Job: Word for word, quote all of the material, omitting the pictures.

---

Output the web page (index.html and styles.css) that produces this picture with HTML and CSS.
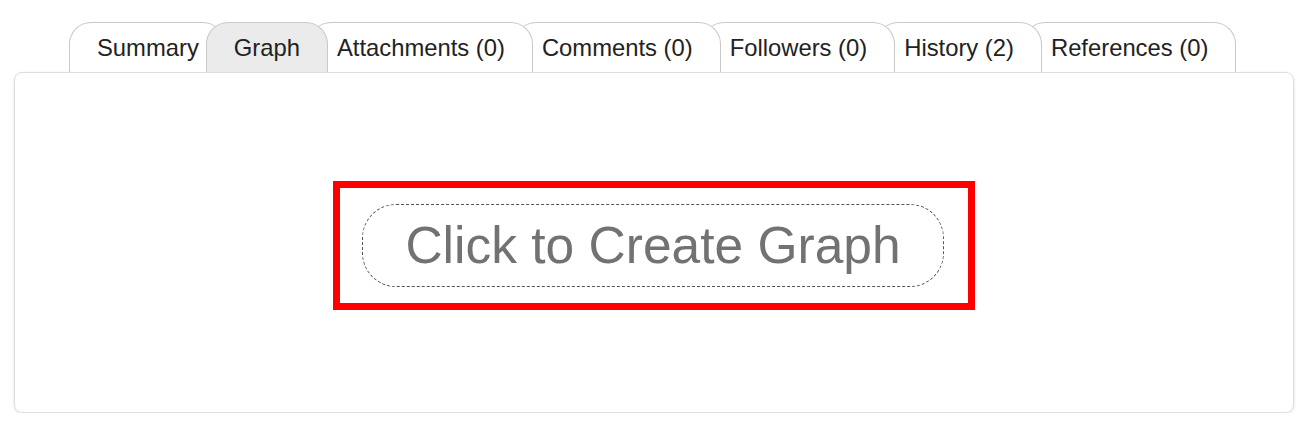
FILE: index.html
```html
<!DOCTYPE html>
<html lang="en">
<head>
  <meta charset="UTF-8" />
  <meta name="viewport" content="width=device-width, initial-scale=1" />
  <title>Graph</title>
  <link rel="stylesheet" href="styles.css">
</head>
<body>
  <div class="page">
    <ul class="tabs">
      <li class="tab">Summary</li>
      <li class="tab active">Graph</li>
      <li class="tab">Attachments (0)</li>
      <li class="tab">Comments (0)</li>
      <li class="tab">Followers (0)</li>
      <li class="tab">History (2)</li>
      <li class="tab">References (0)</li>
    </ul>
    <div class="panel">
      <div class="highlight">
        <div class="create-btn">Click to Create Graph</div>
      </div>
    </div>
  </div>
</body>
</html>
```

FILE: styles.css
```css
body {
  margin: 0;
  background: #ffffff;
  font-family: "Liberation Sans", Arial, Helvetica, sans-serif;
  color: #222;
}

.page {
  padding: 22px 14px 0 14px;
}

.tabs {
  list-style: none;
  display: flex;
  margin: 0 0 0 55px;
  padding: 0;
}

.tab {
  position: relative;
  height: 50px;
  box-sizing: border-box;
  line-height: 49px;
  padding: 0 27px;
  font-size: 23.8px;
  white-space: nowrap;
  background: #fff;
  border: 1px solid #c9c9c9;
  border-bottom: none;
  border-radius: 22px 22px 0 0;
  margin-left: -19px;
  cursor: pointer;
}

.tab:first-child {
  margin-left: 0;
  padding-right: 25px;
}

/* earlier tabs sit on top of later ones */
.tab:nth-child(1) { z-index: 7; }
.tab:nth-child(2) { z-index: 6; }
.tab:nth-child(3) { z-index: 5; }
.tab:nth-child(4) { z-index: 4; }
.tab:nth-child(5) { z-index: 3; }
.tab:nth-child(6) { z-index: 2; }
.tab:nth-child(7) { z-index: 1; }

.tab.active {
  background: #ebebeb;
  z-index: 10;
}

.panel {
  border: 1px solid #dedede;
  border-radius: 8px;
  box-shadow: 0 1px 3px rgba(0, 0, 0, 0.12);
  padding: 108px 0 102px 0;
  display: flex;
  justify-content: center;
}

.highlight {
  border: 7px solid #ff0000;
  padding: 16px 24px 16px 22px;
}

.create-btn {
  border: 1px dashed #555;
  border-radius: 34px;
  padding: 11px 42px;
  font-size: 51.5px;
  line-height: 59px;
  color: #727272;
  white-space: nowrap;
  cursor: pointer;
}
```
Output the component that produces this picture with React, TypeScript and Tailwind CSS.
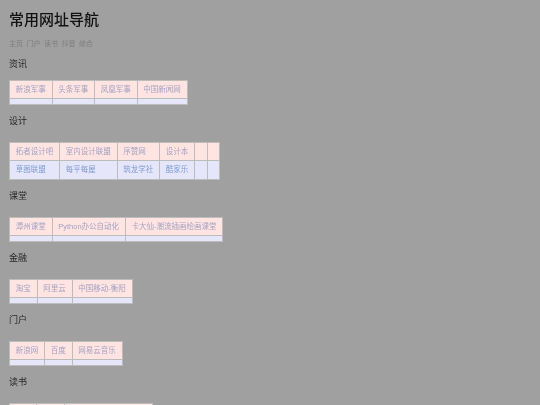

---

Written response:
Output the web page (index.html and styles.css) that produces this picture with HTML and CSS.
FILE: index.html
```html
<!DOCTYPE html>
<html lang="en">
<head>
  <meta charset="UTF-8" />
  <meta name="viewport" content="width=device-width, initial-scale=1" />
  <title>Graph</title>
  <link rel="stylesheet" href="styles.css">
</head>
<body>
  <div class="page">
    <ul class="tabs">
      <li class="tab">Summary</li>
      <li class="tab active">Graph</li>
      <li class="tab">Attachments (0)</li>
      <li class="tab">Comments (0)</li>
      <li class="tab">Followers (0)</li>
      <li class="tab">History (2)</li>
      <li class="tab">References (0)</li>
    </ul>
    <div class="panel">
      <div class="highlight">
        <div class="create-btn">Click to Create Graph</div>
      </div>
    </div>
  </div>
</body>
</html>
```

FILE: styles.css
```css
body {
  margin: 0;
  background: #ffffff;
  font-family: "Liberation Sans", Arial, Helvetica, sans-serif;
  color: #222;
}

.page {
  padding: 22px 14px 0 14px;
}

.tabs {
  list-style: none;
  display: flex;
  margin: 0 0 0 55px;
  padding: 0;
}

.tab {
  position: relative;
  height: 50px;
  box-sizing: border-box;
  line-height: 49px;
  padding: 0 27px;
  font-size: 23.8px;
  white-space: nowrap;
  background: #fff;
  border: 1px solid #c9c9c9;
  border-bottom: none;
  border-radius: 22px 22px 0 0;
  margin-left: -19px;
  cursor: pointer;
}

.tab:first-child {
  margin-left: 0;
  padding-right: 25px;
}

/* earlier tabs sit on top of later ones */
.tab:nth-child(1) { z-index: 7; }
.tab:nth-child(2) { z-index: 6; }
.tab:nth-child(3) { z-index: 5; }
.tab:nth-child(4) { z-index: 4; }
.tab:nth-child(5) { z-index: 3; }
.tab:nth-child(6) { z-index: 2; }
.tab:nth-child(7) { z-index: 1; }

.tab.active {
  background: #ebebeb;
  z-index: 10;
}

.panel {
  border: 1px solid #dedede;
  border-radius: 8px;
  box-shadow: 0 1px 3px rgba(0, 0, 0, 0.12);
  padding: 108px 0 102px 0;
  display: flex;
  justify-content: center;
}

.highlight {
  border: 7px solid #ff0000;
  padding: 16px 24px 16px 22px;
}

.create-btn {
  border: 1px dashed #555;
  border-radius: 34px;
  padding: 11px 42px;
  font-size: 51.5px;
  line-height: 59px;
  color: #727272;
  white-space: nowrap;
  cursor: pointer;
}
```
Output the component that produces this picture with React, TypeScript and Tailwind CSS.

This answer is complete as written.